[Available records]:
....................
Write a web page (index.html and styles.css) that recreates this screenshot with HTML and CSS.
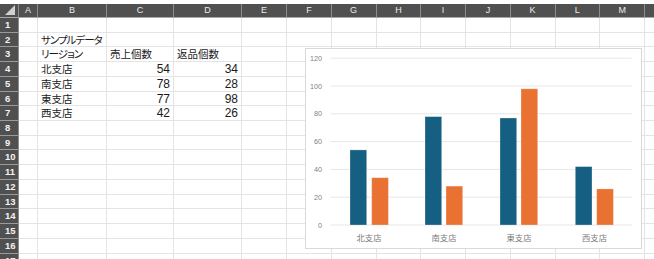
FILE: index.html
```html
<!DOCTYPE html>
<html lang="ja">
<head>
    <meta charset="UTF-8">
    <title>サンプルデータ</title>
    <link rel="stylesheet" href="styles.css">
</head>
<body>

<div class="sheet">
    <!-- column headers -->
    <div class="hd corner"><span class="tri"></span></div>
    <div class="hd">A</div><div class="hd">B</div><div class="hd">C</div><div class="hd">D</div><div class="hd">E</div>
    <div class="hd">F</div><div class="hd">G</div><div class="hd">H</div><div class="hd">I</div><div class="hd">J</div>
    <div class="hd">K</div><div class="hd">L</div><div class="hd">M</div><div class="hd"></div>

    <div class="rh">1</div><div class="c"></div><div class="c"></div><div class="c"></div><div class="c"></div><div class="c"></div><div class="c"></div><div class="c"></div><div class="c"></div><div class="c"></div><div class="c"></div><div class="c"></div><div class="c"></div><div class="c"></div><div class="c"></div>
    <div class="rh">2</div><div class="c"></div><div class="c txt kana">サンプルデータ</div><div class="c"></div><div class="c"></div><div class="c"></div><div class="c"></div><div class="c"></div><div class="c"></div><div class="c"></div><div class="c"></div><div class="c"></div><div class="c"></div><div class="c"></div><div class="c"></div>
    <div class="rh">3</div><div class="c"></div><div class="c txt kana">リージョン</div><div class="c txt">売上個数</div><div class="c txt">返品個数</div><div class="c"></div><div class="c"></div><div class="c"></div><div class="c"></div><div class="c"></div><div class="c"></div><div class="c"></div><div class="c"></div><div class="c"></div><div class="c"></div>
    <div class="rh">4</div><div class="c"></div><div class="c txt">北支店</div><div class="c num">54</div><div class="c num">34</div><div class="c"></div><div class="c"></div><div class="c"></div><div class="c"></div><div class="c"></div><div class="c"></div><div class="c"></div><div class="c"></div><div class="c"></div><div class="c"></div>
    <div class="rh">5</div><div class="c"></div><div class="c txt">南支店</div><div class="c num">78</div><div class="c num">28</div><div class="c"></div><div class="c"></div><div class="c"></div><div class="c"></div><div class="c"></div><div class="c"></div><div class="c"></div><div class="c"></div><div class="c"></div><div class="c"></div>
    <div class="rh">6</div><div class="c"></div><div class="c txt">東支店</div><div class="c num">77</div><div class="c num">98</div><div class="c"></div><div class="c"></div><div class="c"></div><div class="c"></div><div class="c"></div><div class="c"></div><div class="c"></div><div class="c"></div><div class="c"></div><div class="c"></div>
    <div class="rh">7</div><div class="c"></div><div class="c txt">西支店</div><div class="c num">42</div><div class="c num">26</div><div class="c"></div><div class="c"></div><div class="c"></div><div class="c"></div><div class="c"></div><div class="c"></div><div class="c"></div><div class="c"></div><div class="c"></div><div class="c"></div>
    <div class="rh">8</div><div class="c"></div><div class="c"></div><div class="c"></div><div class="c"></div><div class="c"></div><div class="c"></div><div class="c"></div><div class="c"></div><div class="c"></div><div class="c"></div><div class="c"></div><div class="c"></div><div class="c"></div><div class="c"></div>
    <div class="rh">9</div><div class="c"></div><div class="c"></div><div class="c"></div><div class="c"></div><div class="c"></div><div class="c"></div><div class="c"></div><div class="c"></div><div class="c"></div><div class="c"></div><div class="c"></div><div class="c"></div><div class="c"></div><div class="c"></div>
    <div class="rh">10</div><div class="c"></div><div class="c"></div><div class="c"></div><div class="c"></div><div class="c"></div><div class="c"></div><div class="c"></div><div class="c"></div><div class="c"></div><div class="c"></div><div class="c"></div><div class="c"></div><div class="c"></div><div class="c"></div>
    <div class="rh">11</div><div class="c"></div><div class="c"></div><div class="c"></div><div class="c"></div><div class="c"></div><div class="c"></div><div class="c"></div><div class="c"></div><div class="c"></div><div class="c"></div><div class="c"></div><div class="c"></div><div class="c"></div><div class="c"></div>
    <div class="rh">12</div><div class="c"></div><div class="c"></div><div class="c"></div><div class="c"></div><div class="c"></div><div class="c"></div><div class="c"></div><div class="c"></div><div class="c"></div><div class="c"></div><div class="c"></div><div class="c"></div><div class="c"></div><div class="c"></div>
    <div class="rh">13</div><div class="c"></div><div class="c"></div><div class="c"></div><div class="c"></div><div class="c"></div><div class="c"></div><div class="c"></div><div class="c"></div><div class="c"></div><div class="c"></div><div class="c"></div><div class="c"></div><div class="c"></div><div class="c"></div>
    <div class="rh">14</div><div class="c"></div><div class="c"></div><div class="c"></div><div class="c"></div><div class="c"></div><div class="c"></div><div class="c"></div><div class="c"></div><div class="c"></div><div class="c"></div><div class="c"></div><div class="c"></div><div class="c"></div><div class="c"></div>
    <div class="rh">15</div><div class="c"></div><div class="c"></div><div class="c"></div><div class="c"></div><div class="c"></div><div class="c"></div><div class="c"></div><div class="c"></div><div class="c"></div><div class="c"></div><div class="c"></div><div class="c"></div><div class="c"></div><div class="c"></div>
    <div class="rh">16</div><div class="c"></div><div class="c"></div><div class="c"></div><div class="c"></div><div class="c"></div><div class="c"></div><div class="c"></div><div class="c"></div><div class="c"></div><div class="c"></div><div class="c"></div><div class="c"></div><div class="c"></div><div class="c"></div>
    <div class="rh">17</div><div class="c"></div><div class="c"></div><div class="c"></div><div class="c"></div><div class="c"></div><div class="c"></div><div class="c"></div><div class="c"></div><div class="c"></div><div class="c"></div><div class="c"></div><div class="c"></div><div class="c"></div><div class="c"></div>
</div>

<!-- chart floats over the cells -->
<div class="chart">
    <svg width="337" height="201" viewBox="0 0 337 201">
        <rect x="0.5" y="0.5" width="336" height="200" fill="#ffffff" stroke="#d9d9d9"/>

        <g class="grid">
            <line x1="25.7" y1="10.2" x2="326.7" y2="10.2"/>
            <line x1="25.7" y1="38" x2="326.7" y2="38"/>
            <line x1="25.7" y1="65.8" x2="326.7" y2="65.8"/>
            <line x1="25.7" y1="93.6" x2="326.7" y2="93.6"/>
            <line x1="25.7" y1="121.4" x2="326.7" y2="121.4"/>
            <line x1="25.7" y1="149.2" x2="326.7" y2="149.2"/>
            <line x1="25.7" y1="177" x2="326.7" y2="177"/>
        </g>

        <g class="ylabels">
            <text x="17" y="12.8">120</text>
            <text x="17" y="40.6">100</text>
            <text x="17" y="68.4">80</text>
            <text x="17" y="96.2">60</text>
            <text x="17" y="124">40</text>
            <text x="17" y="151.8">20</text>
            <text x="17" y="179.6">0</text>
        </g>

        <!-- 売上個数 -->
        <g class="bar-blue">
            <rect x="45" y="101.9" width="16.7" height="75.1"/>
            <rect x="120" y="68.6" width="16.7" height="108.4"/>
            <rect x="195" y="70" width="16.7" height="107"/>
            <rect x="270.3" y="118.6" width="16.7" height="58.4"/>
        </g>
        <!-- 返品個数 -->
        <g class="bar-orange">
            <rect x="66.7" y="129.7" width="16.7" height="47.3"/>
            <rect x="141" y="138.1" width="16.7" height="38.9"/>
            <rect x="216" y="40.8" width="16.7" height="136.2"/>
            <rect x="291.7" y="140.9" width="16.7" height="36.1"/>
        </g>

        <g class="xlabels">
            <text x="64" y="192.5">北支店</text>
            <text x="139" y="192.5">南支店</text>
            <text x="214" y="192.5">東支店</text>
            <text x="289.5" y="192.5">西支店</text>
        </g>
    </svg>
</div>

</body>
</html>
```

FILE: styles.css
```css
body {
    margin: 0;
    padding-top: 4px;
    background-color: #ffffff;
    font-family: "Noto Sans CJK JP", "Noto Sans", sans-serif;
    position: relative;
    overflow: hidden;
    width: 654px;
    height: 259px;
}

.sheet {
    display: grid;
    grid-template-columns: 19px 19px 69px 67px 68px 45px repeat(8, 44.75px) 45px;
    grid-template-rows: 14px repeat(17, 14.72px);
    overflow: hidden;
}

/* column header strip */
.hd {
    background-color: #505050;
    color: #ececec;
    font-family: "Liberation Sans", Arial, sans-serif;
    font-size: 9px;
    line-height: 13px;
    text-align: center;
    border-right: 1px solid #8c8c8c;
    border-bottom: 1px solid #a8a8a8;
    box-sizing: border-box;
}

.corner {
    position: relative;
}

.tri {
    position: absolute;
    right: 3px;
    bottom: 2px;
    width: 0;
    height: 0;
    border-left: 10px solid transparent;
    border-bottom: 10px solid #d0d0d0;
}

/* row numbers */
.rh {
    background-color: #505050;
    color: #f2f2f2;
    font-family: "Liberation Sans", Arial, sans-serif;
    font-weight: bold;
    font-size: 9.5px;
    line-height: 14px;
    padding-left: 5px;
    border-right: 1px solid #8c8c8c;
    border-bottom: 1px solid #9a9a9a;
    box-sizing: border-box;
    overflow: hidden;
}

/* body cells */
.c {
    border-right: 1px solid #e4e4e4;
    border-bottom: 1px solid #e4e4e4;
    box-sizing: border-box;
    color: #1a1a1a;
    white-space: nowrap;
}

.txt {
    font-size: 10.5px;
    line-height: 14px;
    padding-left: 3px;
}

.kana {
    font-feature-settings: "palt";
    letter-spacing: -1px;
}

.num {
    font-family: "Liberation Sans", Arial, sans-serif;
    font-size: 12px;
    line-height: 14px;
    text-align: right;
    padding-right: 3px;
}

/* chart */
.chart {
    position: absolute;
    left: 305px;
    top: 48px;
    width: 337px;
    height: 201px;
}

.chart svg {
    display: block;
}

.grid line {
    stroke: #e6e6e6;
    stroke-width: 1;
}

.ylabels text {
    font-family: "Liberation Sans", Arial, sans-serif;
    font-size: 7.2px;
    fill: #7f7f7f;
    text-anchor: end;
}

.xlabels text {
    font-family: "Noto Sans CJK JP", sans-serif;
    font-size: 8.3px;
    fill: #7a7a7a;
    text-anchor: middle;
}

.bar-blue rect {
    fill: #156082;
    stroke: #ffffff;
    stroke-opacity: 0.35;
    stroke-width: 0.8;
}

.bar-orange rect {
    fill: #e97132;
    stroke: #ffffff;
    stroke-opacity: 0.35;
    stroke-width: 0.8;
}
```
....................
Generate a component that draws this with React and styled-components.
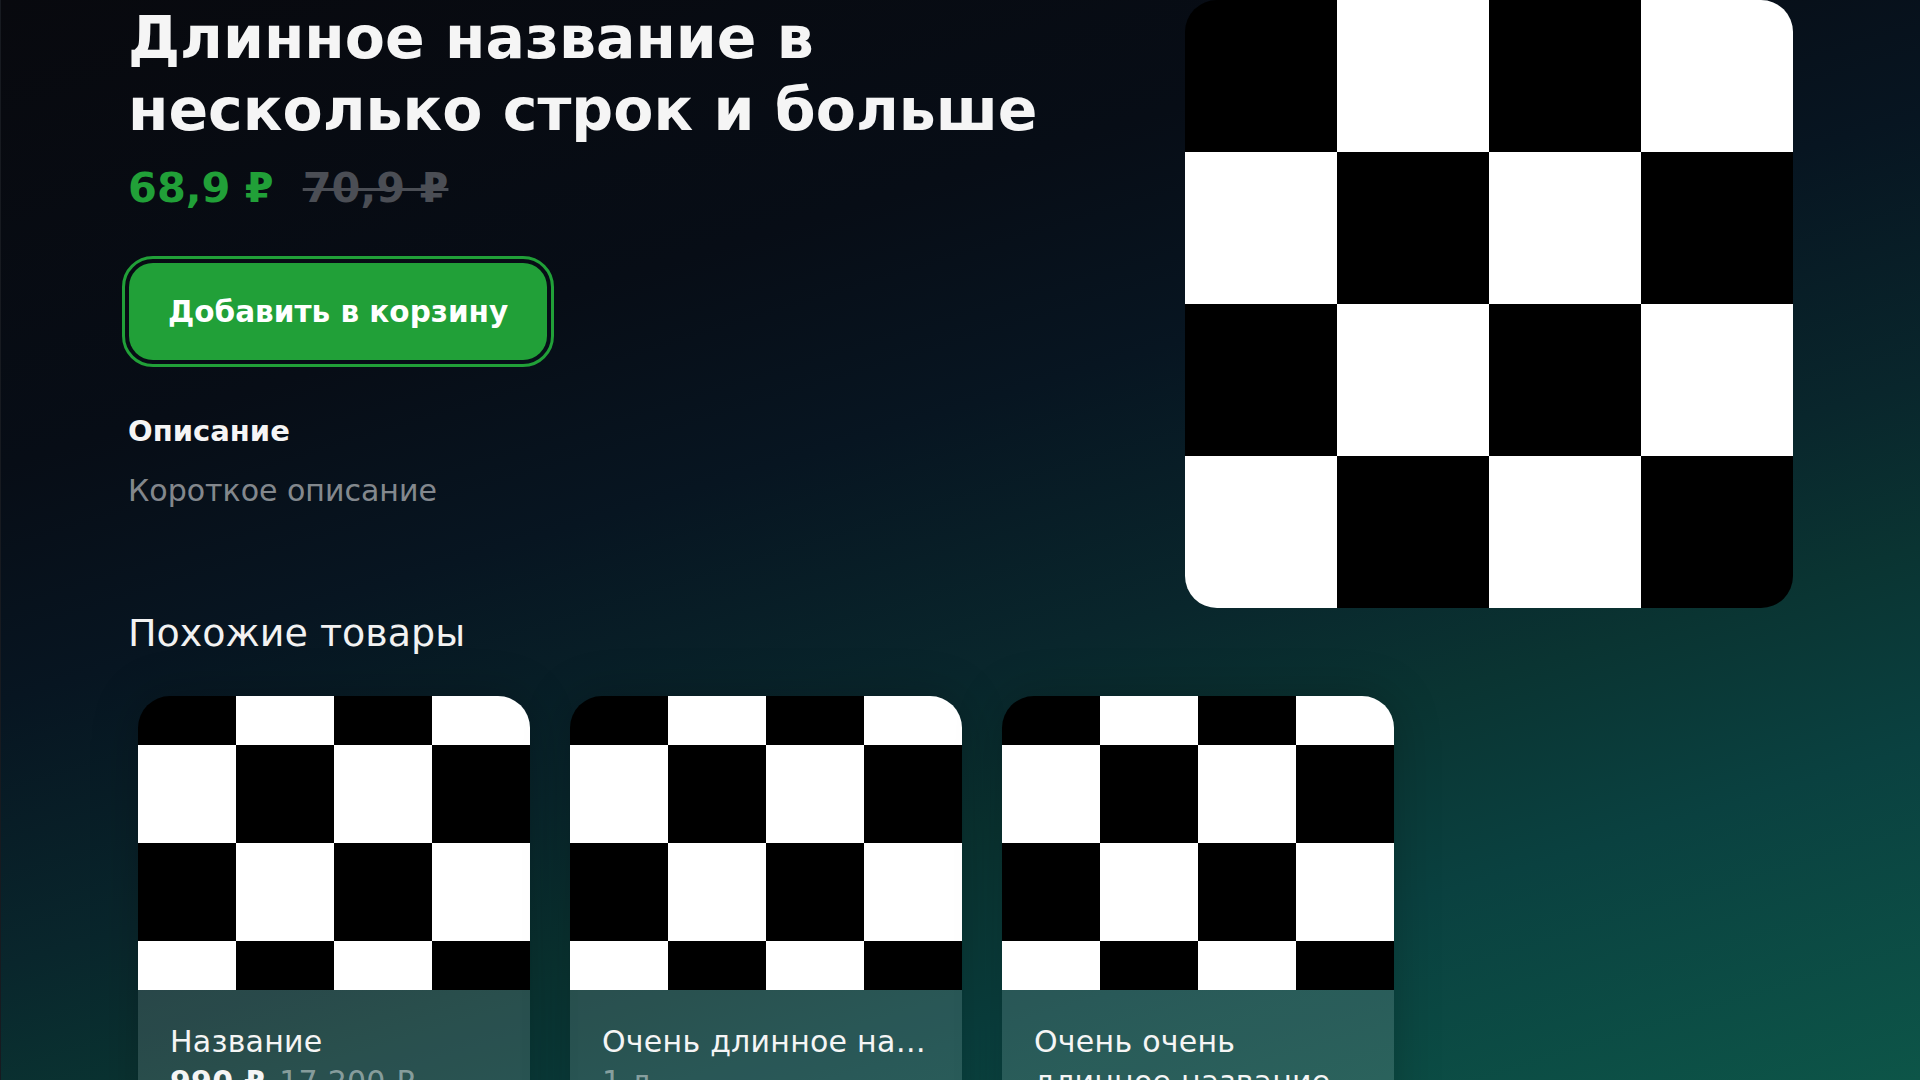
....................
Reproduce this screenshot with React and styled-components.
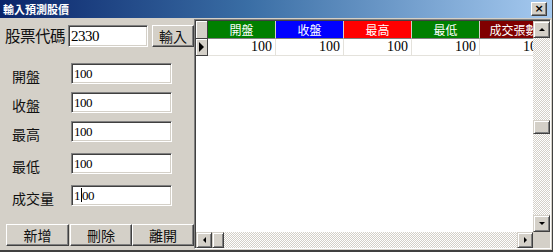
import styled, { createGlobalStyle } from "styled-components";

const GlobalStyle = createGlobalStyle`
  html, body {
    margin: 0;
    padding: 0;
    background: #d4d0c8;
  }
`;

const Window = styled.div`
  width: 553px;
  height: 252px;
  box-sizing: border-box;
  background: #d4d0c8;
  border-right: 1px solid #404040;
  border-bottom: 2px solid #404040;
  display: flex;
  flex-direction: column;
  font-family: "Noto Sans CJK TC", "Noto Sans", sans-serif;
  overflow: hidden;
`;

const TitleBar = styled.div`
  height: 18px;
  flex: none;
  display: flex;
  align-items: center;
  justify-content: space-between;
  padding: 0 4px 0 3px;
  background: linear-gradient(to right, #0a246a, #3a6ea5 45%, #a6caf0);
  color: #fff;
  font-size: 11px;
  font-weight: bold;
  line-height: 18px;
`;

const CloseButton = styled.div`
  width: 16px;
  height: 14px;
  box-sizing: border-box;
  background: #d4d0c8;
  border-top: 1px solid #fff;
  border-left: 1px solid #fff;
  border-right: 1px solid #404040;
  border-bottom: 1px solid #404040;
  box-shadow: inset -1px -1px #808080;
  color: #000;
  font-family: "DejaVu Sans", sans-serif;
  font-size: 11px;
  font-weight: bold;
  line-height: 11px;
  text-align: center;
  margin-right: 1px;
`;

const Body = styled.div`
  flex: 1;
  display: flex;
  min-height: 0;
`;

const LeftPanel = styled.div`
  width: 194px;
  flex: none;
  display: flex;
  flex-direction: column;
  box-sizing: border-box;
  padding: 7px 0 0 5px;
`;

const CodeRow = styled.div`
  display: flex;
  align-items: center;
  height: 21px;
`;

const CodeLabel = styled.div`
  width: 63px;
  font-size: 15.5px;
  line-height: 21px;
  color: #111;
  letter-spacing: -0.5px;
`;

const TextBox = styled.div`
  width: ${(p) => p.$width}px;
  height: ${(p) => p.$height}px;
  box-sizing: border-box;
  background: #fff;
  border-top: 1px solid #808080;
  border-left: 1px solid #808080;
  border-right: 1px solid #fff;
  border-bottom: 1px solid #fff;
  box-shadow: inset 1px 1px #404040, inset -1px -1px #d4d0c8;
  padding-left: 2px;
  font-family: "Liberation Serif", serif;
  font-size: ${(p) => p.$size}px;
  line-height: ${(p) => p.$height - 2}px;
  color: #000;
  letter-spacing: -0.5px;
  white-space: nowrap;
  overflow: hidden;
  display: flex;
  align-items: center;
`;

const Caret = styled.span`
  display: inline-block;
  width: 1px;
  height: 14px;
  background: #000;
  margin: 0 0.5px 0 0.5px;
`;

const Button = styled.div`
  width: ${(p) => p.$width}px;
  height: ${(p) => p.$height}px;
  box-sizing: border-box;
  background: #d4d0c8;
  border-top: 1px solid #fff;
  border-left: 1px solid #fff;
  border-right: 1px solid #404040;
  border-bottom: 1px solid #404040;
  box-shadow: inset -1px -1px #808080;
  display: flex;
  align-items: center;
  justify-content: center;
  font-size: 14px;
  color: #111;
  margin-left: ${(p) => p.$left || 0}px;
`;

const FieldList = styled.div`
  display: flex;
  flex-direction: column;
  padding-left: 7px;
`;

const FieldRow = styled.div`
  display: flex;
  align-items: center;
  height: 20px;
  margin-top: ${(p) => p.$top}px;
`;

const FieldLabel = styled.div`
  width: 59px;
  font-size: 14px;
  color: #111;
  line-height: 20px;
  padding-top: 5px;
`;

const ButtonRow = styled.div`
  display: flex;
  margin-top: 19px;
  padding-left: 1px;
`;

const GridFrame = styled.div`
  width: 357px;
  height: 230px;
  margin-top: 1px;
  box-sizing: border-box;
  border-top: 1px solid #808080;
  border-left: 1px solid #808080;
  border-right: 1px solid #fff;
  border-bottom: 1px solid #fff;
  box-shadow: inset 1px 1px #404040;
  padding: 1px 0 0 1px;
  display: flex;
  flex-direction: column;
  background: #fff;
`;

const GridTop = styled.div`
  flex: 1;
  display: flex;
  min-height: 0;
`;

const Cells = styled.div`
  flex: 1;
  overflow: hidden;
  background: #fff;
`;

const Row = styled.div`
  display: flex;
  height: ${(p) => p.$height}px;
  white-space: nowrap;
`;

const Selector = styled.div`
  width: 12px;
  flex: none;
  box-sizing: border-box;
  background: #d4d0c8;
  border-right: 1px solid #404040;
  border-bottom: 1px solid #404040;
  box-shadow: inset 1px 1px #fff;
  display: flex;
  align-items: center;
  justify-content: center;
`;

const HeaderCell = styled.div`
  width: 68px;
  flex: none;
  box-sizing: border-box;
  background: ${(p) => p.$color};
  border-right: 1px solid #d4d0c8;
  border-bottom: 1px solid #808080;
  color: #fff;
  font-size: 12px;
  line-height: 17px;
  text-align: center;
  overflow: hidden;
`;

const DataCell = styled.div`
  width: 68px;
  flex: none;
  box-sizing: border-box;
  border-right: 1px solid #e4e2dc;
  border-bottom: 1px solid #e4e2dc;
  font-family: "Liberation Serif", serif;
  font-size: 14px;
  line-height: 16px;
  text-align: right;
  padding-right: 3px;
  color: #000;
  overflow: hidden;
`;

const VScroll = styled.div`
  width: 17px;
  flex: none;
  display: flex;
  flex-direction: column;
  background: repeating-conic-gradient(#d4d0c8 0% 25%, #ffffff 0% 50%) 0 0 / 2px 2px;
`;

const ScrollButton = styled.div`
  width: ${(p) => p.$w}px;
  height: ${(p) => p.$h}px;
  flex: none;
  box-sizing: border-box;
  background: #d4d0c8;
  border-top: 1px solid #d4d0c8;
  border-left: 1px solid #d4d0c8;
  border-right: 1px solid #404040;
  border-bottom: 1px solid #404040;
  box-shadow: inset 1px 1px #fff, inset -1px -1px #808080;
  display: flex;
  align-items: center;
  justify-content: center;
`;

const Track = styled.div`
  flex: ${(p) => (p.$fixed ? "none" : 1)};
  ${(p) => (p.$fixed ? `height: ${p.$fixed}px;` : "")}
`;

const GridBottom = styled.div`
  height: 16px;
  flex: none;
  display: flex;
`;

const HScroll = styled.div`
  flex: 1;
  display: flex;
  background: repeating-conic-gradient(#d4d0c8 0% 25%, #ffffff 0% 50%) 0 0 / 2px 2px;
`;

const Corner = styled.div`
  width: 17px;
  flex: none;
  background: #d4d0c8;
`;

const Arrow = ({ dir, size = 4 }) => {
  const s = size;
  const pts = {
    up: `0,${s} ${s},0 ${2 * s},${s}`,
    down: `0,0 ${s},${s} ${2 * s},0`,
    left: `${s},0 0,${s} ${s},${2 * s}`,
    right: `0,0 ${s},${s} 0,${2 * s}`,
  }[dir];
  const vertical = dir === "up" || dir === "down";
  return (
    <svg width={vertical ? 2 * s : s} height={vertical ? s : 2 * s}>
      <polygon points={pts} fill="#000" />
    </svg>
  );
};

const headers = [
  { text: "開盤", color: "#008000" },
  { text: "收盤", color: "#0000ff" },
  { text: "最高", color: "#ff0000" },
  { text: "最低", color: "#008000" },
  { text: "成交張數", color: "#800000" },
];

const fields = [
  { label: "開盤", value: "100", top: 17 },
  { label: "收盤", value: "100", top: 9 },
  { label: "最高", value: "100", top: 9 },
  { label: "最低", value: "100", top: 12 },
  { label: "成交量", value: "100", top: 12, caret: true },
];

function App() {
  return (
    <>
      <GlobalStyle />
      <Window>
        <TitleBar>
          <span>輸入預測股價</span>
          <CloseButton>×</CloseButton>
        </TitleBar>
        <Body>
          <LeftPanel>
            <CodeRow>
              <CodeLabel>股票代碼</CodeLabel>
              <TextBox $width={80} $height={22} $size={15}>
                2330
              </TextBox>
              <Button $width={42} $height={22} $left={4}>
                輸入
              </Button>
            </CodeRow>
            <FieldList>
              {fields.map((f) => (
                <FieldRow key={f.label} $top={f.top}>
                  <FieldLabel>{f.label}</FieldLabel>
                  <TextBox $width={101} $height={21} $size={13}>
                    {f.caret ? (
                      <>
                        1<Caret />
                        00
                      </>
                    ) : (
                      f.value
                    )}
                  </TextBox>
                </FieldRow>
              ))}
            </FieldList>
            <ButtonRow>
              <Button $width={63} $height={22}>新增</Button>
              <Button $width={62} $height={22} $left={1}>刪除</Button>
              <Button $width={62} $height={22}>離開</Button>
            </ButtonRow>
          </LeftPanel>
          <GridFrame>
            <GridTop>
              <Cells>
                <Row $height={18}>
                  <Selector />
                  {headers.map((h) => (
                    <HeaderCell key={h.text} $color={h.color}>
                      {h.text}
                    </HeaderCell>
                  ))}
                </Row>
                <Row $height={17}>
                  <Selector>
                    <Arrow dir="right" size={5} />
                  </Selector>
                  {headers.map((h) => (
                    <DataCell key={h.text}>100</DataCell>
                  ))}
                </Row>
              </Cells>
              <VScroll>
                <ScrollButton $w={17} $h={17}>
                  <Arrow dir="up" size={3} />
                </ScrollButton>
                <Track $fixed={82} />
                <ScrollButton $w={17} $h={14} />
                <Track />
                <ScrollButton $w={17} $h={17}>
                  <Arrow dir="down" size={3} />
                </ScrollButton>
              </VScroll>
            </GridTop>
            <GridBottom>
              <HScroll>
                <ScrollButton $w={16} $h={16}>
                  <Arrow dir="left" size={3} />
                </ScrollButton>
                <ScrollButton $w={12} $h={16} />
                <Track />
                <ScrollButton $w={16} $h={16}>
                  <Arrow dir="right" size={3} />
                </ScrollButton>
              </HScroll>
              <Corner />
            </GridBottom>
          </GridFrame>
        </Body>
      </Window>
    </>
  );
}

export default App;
....................
Find the lines above holding the word "with" and show them.

[Finished exercise]:
Write a web page (index.html and styles.css) that recreates this screenshot with HTML and CSS.
Generate a component that draws this with React and styled-components.
Reproduce this screenshot with React and styled-components.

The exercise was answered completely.